Return the coordinate of the hit point

I want to modify the optixTriangle example, to output the coordinate of each ray hit the triangle.
In the hit program I will add follow to get the hit point:
const float3 ray_orig = optixGetWorldRayOrigin();
const float3 ray_dir = optixGetWorldRayDirection(); // incident direction
const float ray_t = optixGetRayTmax();
float3 hit_point = ray_orig + ray_t * ray_dir;

My question would be how do I pass it back to host? Should I save it as payload? Then where can I read and print the coordinate out? Since the Triangle example is in rendering context, I am not sure how to pass raw data (hitpoint) back.

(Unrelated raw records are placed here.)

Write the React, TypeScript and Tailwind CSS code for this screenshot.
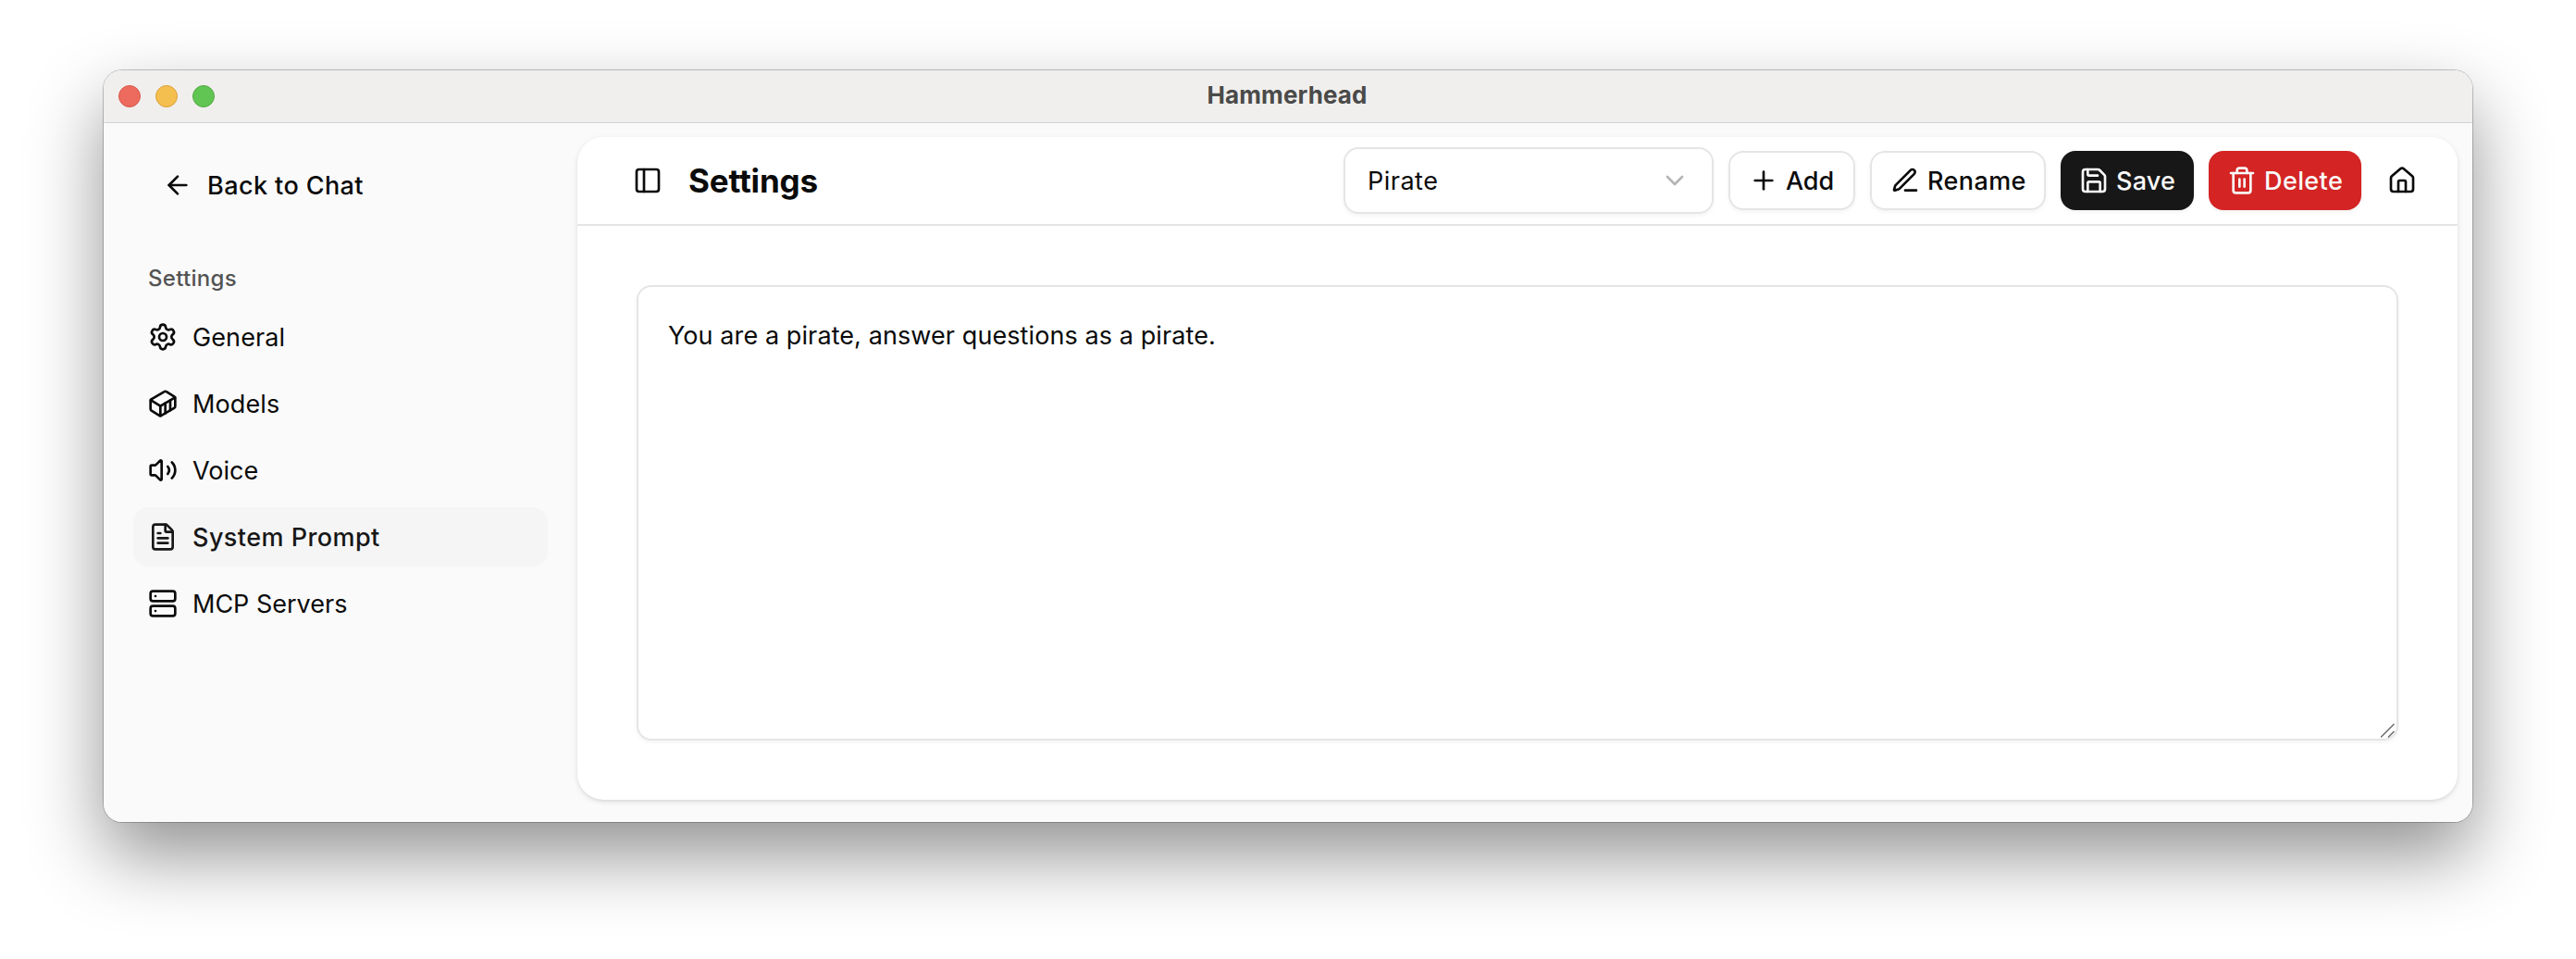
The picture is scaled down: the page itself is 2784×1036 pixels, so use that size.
import React from "react";
import {
  ArrowLeft,
  ChevronDown,
  Container,
  FileText,
  House,
  PanelLeft,
  Plus,
  Save,
  Server,
  Settings,
  Trash2,
  Volume2,
} from "lucide-react";
import type { LucideIcon } from "lucide-react";

type NavItem = { label: string; icon: LucideIcon; tracking: string; active?: boolean };

const navItems: NavItem[] = [
  { label: "General", icon: Settings, tracking: "tracking-[0.1px]" },
  { label: "Models", icon: Container, tracking: "tracking-[0.1px]" },
  { label: "Voice", icon: Volume2, tracking: "tracking-[0px]" },
  { label: "System Prompt", icon: FileText, tracking: "tracking-[0.45px]", active: true },
  { label: "MCP Servers", icon: Server, tracking: "tracking-[0px]" },
];

function PenIcon() {
  return (
    <svg
      className="size-8"
      viewBox="0 0 24 24"
      fill="none"
      stroke="currentColor"
      strokeWidth="2"
      strokeLinecap="round"
      strokeLinejoin="round"
    >
      <path d="M12 20h9" />
      <path d="M16.376 3.622a1 1 0 0 1 3.002 3.002L7.368 18.635a2 2 0 0 1-.855.506l-2.872.838a.5.5 0 0 1-.62-.62l.838-2.872a2 2 0 0 1 .506-.854z" />
    </svg>
  );
}

function TitleBar() {
  return (
    <div className="relative flex h-[57px] shrink-0 items-center border-b border-[#d2d2d1] bg-[#f0efed] px-4">
      <div className="flex gap-4">
        <span className="size-6 rounded-full border border-[#d85a4d] bg-[#ec6a5e]" />
        <span className="size-6 rounded-full border border-[#dba03c] bg-[#f5bf4f]" />
        <span className="size-6 rounded-full border border-[#52a842] bg-[#61c554]" />
      </div>
      <div className="absolute inset-0 flex items-center justify-center pr-0.5 pb-0.5 text-[26px] font-bold tracking-[0.12px] text-[#4a4a49]">
        Hammerhead
      </div>
    </div>
  );
}

function Sidebar() {
  return (
    <aside className="flex w-[512px] shrink-0 flex-col px-8 pt-[35px]">
      <button className="flex h-16 items-center gap-4 px-8 font-medium tracking-[0.42px]">
        <ArrowLeft className="size-8" />
        Back to Chat
      </button>
      <div className="mt-9 flex h-16 items-center px-4 pt-0.5 text-2xl font-medium tracking-[0.3px] text-[#545454]">
        Settings
      </div>
      <nav className="flex flex-col gap-2">
        {navItems.map(({ label, icon: Icon, tracking, active }) => (
          <a
            key={label}
            className={`flex h-16 items-center gap-4 rounded-2xl px-4 ${tracking} ${
              active ? "bg-[#f5f5f5] font-medium text-[#171717]" : ""
            }`}
          >
            <Icon className="size-8" />
            {label}
          </a>
        ))}
      </nav>
    </aside>
  );
}

function Header() {
  return (
    <header className="flex h-24 shrink-0 items-center gap-4 border-b-2 border-[#e5e5e5] pr-11 pl-[60px]">
      <PanelLeft className="size-8" />
      <h1 className="ml-3 flex-1 text-[35px] font-bold tracking-[-0.15px]">Settings</h1>
      <button className="flex h-[72px] w-[400px] items-center justify-between rounded-2xl border-2 border-[#e5e5e5] px-6 tracking-[0.5px] shadow-[0_2px_4px_rgba(0,0,0,0.05)]">
        Pirate
        <ChevronDown className="size-8 text-[#b5b5b5]" />
      </button>
      <button className="flex h-16 w-[137px] items-center gap-2 rounded-2xl border-2 border-[#e5e5e5] pl-5 font-medium tracking-[-0.1px] shadow-[0_2px_4px_rgba(0,0,0,0.05)]">
        <Plus className="size-8" />
        Add
      </button>
      <button className="flex h-16 w-[190px] items-center gap-2 rounded-2xl border-2 border-[#e5e5e5] pl-5 font-medium tracking-[0.4px] shadow-[0_2px_4px_rgba(0,0,0,0.05)]">
        <PenIcon />
        Rename
      </button>
      <button className="flex h-16 w-36 items-center gap-2 rounded-2xl bg-[#171717] pl-5 font-medium tracking-[0.2px] text-[#fafafa] shadow-[0_2px_4px_rgba(0,0,0,0.05)]">
        <Save className="size-8" />
        Save
      </button>
      <button className="flex h-16 w-[165px] items-center gap-2 rounded-2xl bg-[#d42424] pl-5 font-medium tracking-[0.4px] text-[#fafafa] shadow-[0_2px_4px_rgba(0,0,0,0.05)]">
        <Trash2 className="size-8" />
        Delete
      </button>
      <button className="ml-3">
        <House className="size-8" />
      </button>
    </header>
  );
}

export default function App() {
  return (
    <div className="h-[1036px] w-[2784px] overflow-hidden bg-white px-28 pt-[76px] font-['Inter',sans-serif] text-[27px] leading-none text-[#0a0a0a]">
      <div className="flex h-[812px] flex-col rounded-[20px] shadow-[0_0_0_1px_rgba(0,0,0,0.22),0_36px_80px_rgba(0,0,0,0.43)]">
        <div className="flex flex-1 flex-col overflow-hidden rounded-[20px] bg-[#fafafa]">
          <TitleBar />
          <div className="flex flex-1">
            <Sidebar />
            <main className="mt-[15px] mr-4 mb-6 flex flex-1 flex-col rounded-[28px] bg-white shadow-[0_2px_6px_rgba(0,0,0,0.1),0_2px_4px_-2px_rgba(0,0,0,0.1)]">
              <Header />
              <div className="relative m-16 flex flex-1">
                <textarea
                  readOnly
                  defaultValue="You are a pirate, answer questions as a pirate."
                  className="flex-1 resize-none rounded-2xl border-2 border-[#e5e5e5] px-8 py-[33px] leading-10 tracking-[0.09px] shadow-[0_2px_4px_rgba(0,0,0,0.05)] outline-none"
                />
                <svg
                  className="absolute right-[3px] bottom-[3px] size-4"
                  viewBox="0 0 16 16"
                  fill="none"
                  stroke="#6b6b6b"
                  strokeWidth="1.5"
                >
                  <path d="M0 15.5 14.5 1M8 15.5 14.5 9" />
                </svg>
              </div>
            </main>
          </div>
        </div>
      </div>
    </div>
  );
}
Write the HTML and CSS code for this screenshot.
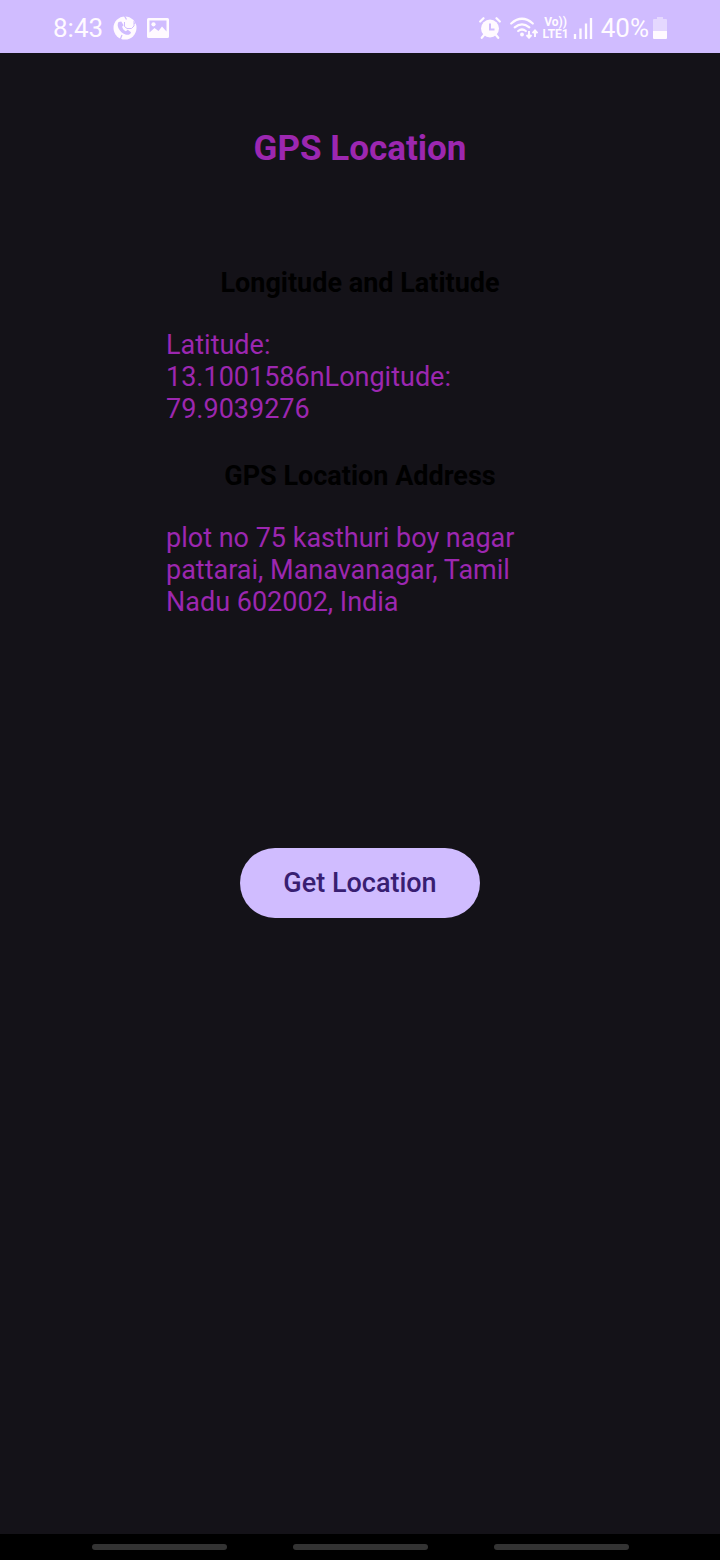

All OptiX communication back to the host works via device memory buffers you allocated up front and then copy from device to host after the desired results have been written to the buffer inside the OptiX device programs, which normally happens at the end of the ray generation program.
It’s completely under your control what you write to which device buffer and how you interpret that.

So yes, in the given case the usual mechanism is to write your hit point coordinates float3 to per-ray payload. In this case you can use three more of the 8 available payload registers.

Inside the optixTriangle example, that works the same way as the setPayload function for the returned colors.
You would just need to enhance that to write two float3.
(BTW, the correct reinterpret casts inside the optixTriangle.cu source should be float_as_uint() and uint_as_float() because the payload registers are unsigned int.)

Note that you need to change the host code as well to indicate that you’re using 6 instead of 3 payload registers inside the OptixPipeline as well.
That is, change this code line setting that inside the OptixPipelineCompileOptions: pipeline_compile_options.numPayloadValues = 3;

The closest hit is the end of the current ray. After that the program will return to the caller, which is normally the ray generation program when there are no other recursions.
At the end of the ray generation program you write the results from your per ray payload into your output buffer at the proper location, the linear index of your launch indices inside the launch dimension sized output buffer.

Inside the ray generation program the color is converted to uchar4 and written to the image buffer which device pointer is stored inside the launch parameters.
To return the hit point you calculated as well, you would need to allocate another device buffer besides that image and add that pointer to the launch parameters and set it to you new buffer.
I’d recommend using a float4 format because that writes faster than float3. Put the hit point coordinates into the .xyz components and set the .w component to 1.0f.
Means you index the same way with the linear index from the 2D launch indices, but just write the float data directly.

The whole optixTriangle program is explained step-by-step in this blog post: https://developer.nvidia.com/blog/how-to-get-started-with-optix-7/

If you need more than the eight available payload registers in the future, search the OptiX SDK code for packPointer and unpackPointer functions, or in my OptiX 7 examples splitPointer and mergePointer functions:
https://github.com/NVIDIA/OptiX_Apps/blob/master/apps/intro_runtime/shaders/per_ray_data.h#L108
Bigger per ray payloads are allocated as a structure inside the ray generation program and the local device pointer to that is passed around in two of the payload registers that way.